The toxicity of Fe(Na)HBED towards soil microorganisms was investigated in a nitrogen transformation assay, which was conducted in accordance to OECD Guideline 216 / EU Method C.21 (Swoboda, 2008) as well as in a carbon transformation assay, conducted according to OECD Guideline 217 / EU Method C.22 (Swoboda, 2008). No deviations from the corresponding guidelines are reported and the validity criteria were fulfilled. Both studies were conducted under certificated GLP compliance, thus both are regarded as "key information" with reliability Klimisch 2 (reliable without restriction).

In both experiments, freshly collected soil, manually cleared from large objects and sieved to particle size equal to 2 mm was used for testing. The sampling place has not been used for agricultural purposes during the past five years, no plant protection products, as well as organic and inorganic fertilisers have been used. Samples were taken down to 20 cm depth.

In the nitrogen transformation assay, amendment was done with lucerne as an organic substrate. Five concentrations were tested: 24, 64, 160, 400 and 1000 mg/kg of soil. The test soil as well as controls was incubated in three replicates. At the beginning and after 28 days of incubation, the quantities of nitrate were determined. The principle of the method was based on the spectrophotometric measurement of the nitrate ions concentration in soil extract of the 1 % potassium sulphate (VI) solution. Analysis was done by measurement of the intensity of yellow colour, generated in reaction with phenyldisulponic acid with spectrophotometer. The nitrate formation rate in each treatment was compared with that in control, and the per cent deviation from the control was calculated. The EC25(28d) as well as the EC50(28d) was determined to be greater than 1000 mg/kg. The EC10(28d) could not be evaluated based on the obtained results.

In the carbon transformation assay three replicates of each test concentration and control were incubated in darkness at a temperature range of 20 - 21 °C. The containers were covered with moistened polypropylene material and the surface of the soil was moistened with distilled water. After 28 days, the Substrate-Induced Respiration (SIR) was used to determine the intensity of soil respiration. During respiration in a closed system, carbon dioxide (which is generated while respiration) is bound to an absorber (45 % KOH), which results in a pressure drop. This pressure drop is proportional to the soil respiration. For this purpose, 100 g samples were thoroughly mixed with 200 mg glucose/kg and incubated for 12 h at a temperature around 20 °C. Measurement was started one hour after glucose addition and during a time duration of 12 h the total quantities of oxygen consumption and mean respiration rates were determined.
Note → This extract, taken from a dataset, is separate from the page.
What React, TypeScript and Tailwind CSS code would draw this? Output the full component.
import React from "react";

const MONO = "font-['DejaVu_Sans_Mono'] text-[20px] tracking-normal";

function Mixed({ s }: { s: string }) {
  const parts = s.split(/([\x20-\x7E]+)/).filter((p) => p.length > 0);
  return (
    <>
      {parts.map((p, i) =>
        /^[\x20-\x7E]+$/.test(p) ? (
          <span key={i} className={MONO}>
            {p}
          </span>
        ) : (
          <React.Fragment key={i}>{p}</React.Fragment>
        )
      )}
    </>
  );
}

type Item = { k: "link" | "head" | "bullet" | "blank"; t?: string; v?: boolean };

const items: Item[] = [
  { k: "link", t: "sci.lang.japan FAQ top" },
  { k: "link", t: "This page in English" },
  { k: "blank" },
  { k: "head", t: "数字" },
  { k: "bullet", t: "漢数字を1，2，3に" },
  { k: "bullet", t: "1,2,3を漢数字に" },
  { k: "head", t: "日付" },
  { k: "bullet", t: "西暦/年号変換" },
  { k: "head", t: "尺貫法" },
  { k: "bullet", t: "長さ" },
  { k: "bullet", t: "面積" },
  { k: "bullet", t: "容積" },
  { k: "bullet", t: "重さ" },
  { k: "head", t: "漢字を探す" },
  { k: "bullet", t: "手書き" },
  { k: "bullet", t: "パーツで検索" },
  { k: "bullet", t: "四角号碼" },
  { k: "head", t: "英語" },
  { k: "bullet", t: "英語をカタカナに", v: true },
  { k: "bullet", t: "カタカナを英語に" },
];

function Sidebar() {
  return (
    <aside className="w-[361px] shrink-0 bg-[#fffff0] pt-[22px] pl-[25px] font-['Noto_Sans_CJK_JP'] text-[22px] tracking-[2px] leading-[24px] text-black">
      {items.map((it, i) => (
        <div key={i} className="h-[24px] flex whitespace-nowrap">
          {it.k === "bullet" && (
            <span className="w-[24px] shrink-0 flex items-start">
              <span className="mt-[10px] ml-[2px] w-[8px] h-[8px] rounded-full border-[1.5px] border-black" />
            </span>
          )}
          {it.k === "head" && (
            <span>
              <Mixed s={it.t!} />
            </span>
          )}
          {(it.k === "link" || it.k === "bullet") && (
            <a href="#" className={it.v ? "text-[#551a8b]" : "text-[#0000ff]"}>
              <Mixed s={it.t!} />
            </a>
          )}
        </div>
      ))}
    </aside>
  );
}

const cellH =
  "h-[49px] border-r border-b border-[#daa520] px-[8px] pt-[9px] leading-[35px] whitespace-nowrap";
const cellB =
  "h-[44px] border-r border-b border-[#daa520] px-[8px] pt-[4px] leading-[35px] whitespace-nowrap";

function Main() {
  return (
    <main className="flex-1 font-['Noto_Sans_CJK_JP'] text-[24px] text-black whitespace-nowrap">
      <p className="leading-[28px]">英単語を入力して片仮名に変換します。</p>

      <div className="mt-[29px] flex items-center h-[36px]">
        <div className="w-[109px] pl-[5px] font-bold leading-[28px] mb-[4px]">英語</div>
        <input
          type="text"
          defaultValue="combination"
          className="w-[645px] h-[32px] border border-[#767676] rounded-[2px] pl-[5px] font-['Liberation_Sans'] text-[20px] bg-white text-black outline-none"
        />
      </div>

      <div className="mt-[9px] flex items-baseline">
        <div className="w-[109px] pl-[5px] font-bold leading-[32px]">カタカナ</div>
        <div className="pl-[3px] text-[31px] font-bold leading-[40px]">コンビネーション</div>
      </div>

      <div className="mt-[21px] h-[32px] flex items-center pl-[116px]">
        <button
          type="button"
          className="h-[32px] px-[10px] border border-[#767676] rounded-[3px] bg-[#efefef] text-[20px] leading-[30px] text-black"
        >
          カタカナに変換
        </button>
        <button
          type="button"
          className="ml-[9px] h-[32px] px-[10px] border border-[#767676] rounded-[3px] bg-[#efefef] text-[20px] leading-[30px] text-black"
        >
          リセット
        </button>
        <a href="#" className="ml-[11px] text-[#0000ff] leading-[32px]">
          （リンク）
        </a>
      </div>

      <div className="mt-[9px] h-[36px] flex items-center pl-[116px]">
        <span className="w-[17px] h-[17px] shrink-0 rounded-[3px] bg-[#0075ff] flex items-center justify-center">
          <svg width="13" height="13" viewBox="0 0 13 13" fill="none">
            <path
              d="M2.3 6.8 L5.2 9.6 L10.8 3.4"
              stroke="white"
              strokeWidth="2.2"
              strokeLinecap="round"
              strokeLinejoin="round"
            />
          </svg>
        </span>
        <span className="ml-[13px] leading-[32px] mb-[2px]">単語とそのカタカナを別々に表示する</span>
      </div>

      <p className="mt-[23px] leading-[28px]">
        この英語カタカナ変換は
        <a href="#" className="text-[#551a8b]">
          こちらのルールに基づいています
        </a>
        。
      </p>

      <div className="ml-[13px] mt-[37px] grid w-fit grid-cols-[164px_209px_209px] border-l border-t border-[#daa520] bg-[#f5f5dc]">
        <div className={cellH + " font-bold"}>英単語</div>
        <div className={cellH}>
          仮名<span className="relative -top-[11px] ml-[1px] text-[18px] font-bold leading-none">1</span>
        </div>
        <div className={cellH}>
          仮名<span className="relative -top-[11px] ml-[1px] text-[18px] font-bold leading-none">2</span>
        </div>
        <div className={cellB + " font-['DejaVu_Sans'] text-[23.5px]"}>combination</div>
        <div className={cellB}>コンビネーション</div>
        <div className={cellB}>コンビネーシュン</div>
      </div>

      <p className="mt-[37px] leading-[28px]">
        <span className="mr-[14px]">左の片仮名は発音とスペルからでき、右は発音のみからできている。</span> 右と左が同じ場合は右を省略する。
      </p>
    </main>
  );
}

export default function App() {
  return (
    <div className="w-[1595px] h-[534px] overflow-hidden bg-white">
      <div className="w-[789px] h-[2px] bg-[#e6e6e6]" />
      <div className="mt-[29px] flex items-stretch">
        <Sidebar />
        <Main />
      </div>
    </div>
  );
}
Immediately after introduction of the test substance into soil the statistical significance of difference (P < 0.05) between control and soil treated with the test substance at concentrations of 64 - 1000 mg/kg was observed. In these concentrations decrease of inspiration activity was observed and the highest one occurred in the highest test concentration and was equal to 7 %. After 28 days, the statistical significance of difference (P < 0.05) between control and soil treated with the test material was observed in every concentration of tested material. Decrease of respiration activity as compared to control ranged from 9.8 for 24 and 64 mg/kg to 26.9 % for 1000 mg/kg. Analysis of variance (ANOVA) was used for evaluation and the statistical significance (P < 0.05) of differences was assessed by post hoc comparison of means using lowest significant differences (LSD-test) with help of the program STATISTICA v5.0. The EC-values were evaluated with the help of the computer program ToxRatPro Version 2.09. As results, the following values are reported, including 95 % CL in brackets: EC10(28d): 29.94 (0.83 - 83.65) mg/kg soil, EC20(28d): 264 (102.98 - 616.35) mg/kg soil and EC50(28d) > 1000 mg/kg soil.